As an example, here is what I tried for [tex]\omega_- \approx \omega_0 [/tex]
Since this is a constant, dividing that by k to get the phase velocity doesn't tell us if it's greater or less than c. What I tried was to get higher order terms:

The expansion of [tex]\sqrt{(-\omega_0^2\delta^2 - \omega_p^2\delta^2 -c^2)^2 -4( c^2 \delta^2 \omega_0^2)}[/tex] gives:

[tex]g(0)=c^2[/tex]
[tex]g'(0)k=0[/tex]
[tex]g''(0)k^2/2=\delta^2 (\omega_p^2-\omega_0^2) [/tex]
[tex]g'''(0)=0[/tex]
[tex]g^{(4)} k^4/4! = \frac{2 \omega_0^2 \omega_p^2 \delta^4}{c^2} [/tex][tex]

\omega_{-}\approx k\sqrt{\frac{\omega_0^2\delta ^2 + \omega_p^2\delta^2 +c^2 -\left(c^2+\delta^2(\omega_p^2 - \omega_0^2)+\frac{2 \omega_0^2 \omega_p^2 \delta^4}{c^2} \right)}{2}}[/tex]

[tex]=\omega_0 \sqrt{1+\left( \frac{\omega_p}{ck} \right) ^2} [/tex]

[tex]\approx \omega_0+\frac{\omega_0 \omega_p^2}{2k^2} [/tex]

I did not see how the extra term gave any help to see whether vp was greater or less than c.

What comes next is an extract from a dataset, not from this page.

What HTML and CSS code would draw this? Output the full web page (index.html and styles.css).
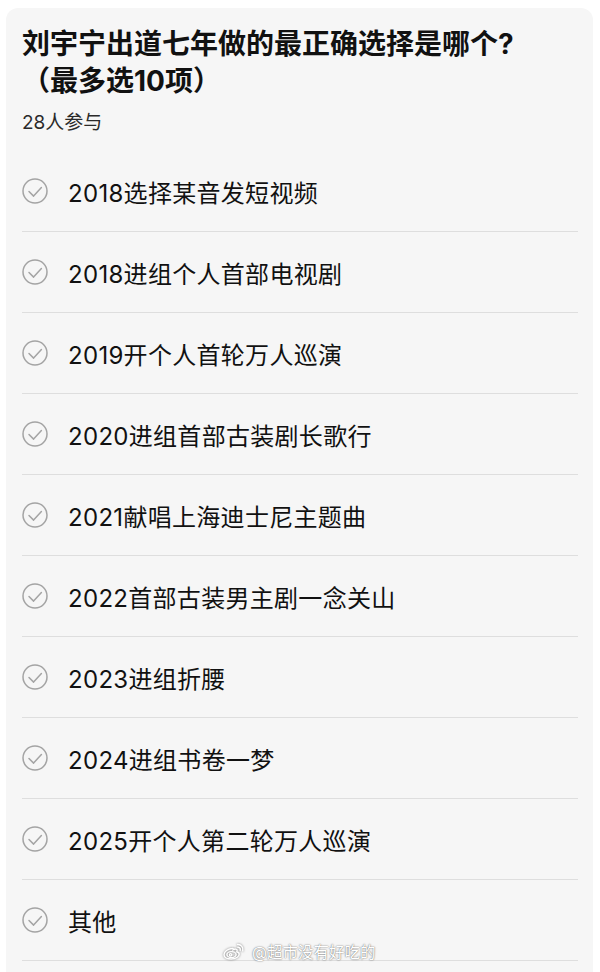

My final idea was to just say this:

for large k, [tex]\omega_-[/tex] is a constant. The phase velocity is [tex]\frac{\omega_0}{k} [/tex] so that if k increases large enough, it will reach a value when [tex]\frac{\omega_0}{k}<c [/tex] thus, proving [itex]vp < c[/itex] for loq frequencies. Similarly for [tex]\omega_+[/tex], it's a constant divided by k, so that if k is small enough, the phase velocity will be greater than c.

I am not sure if there is any other way to prove this. Are there any other options?

 

[gabbagabbahey]

I think the higher frequency mode only has a phase velocity greater than c for small k; for that mode [tex]v_p \approx \frac{\sqrt{\omega_0^2 + \omega_p^2}}{k}[/tex] which can be greater than c for small enough k...For large k, I think it's safe to just assume [tex]\frac{\omega_0}{k}<c[/tex]

For the group velocity, I would take the derivative of the general formula for [itex]\omega_{\pm}[/itex] and just make a hand waving type argument that it is always less than c.